News

This Is When Companies Can Legally Start Denying You Birth Control Coverage

by Chris Tognotti
Scott Olson/Getty Images News/Getty Images

Friday is a dark day for proponents of women's reproductive rights and contraception access. That's because the Trump administration, specifically the Department of Health and Human Services, has announced an end to the Affordable Care Act's contraception mandate, meaning employers will no longer be forced to cover birth control in their employee health insurance plans if they have a religious objection. And if you're wondering when Trump's birth control mandate reversal will take effect, the answer is right now.

That's right, as startling as it may sound. While most major policy changes like these have some kind of implementation window, to ease the transition as well as allow time for public comment and reaction, this change will reportedly be effective immediately.

What this means, in simple and real terms, is that if you're a woman who gets contraception through your employer-based health insurance plan, your company can now theoretically strip that coverage from you, and force you to buy birth control out of pocket. According to NPR, HHS Office of Civil Rights Director Roger Severino, defended the policy change as "limited," and a way for companies to "live out their religious identity":

This provides an exemption, and it's a limited one. We should have space for organizations to live out their religious identity and not face discrimination.

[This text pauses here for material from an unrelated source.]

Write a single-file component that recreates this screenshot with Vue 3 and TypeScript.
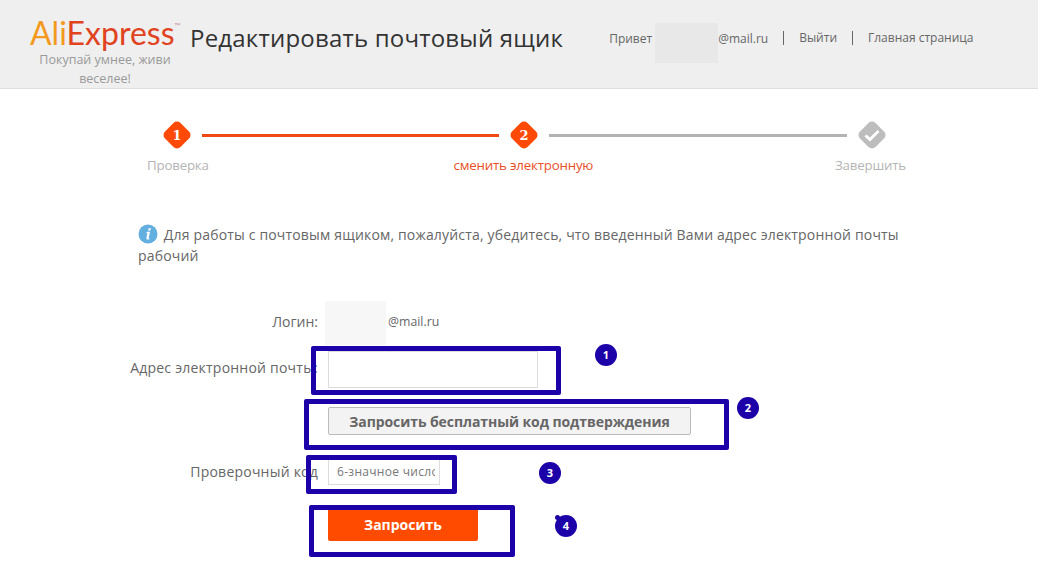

The decision makes good on a promise Trump made to the Roman Catholic women's organization Little Sisters of the Poor, a group that sued the Obama administration over the mandate. Back in May, Trump assured the Little Sisters of the Poor that the contraception mandate would be undone. Said Trump:

Under my administration, free speech does not end at the steps of a cathedral or a synagogue or any other house of worship. We are giving our churches their voices back and we are giving them back in the highest form. With this executive order, we also make clear that the federal government will never, ever penalize any person for their protected religious beliefs. That is why I am today directing the Department of Justice to develop new rules to ensure these religious protections are afforded to all Americans.

The upshot of this news is that companies can now get out of having to provide contraceptive coverage to the women who work for them by citing a religious objection, which critics are identifying as an absolutely massive loophole.

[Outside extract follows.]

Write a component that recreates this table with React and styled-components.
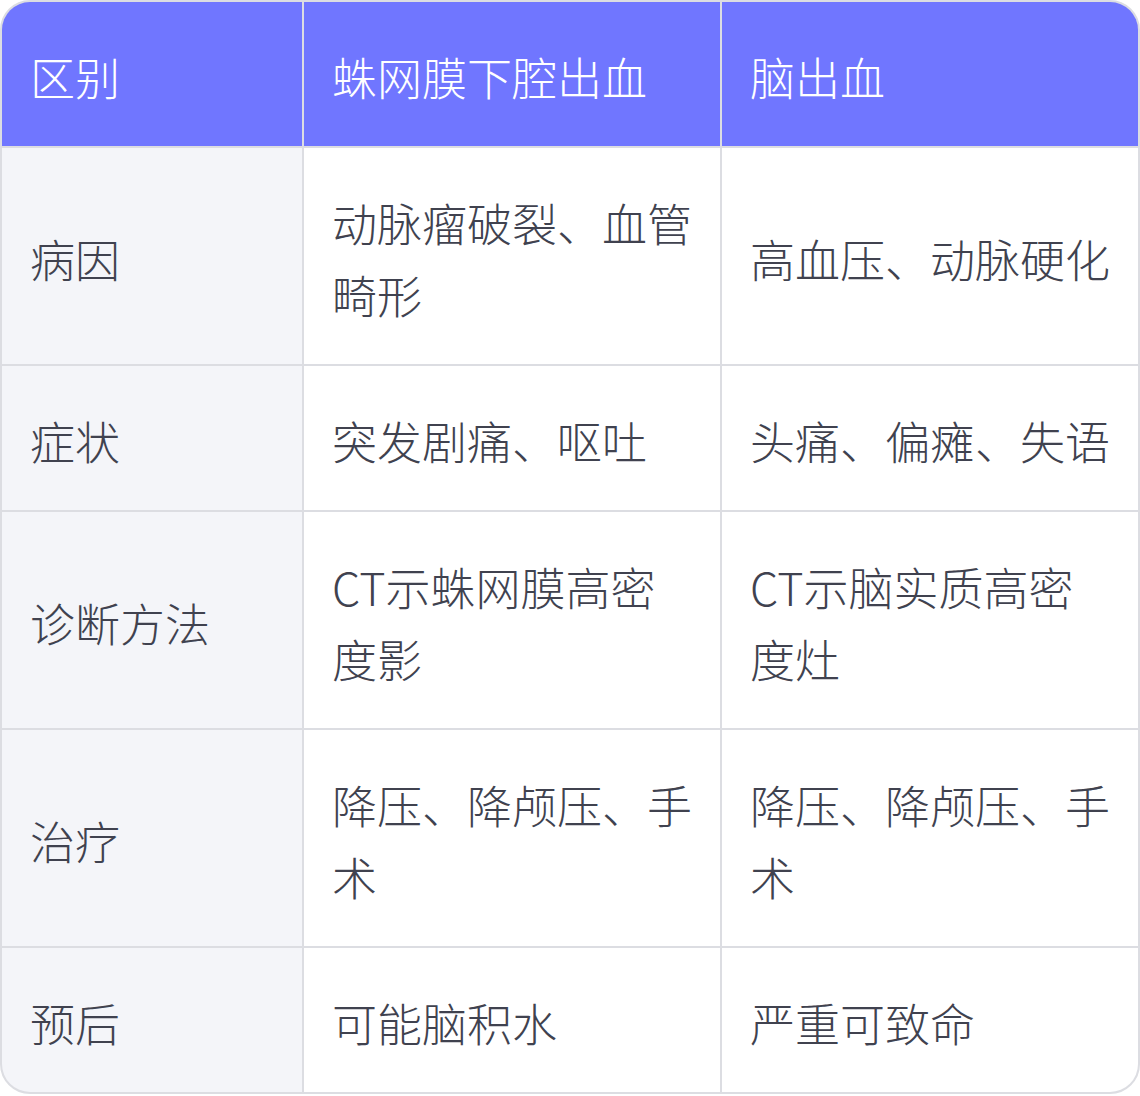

Previously, thanks to the Supreme Court's ruling in the Burwell v. Hobby Lobby case back in 2014, closely-held companies whose owners had religious objections to covering birth control were exempted from the mandate, but the Trump administration's rule change is opening that avenue up to all employers, corporate or nonprofit, regardless of their size.

Needless to say, this is a tremendously perilous situation for women who depend on their employer-based health coverage to control their own reproduction. While the administration has claimed that very few women will be affected by this change ― senior officials told reporters that "99.9 percent of women" would not be impacted ― the fact remains that offering companies a way to save money by shifting the burden of paying for contraceptives onto their workers provides them an incentive to do so.

Nobody in the administration has given any indication how it arrived at that 99.9 percent figure. In reality, basically every employer in America that must provide health insurance to its employees ― companies that employ full-time workers at more than 30 hours per week, in other words ― now has a way to try to duck those costs, if they so desire. And given that corporations in a capitalist system are essentially entirely driven by making profits, hoping that most of them simply choose not to take advantage of that may not be a safe bet.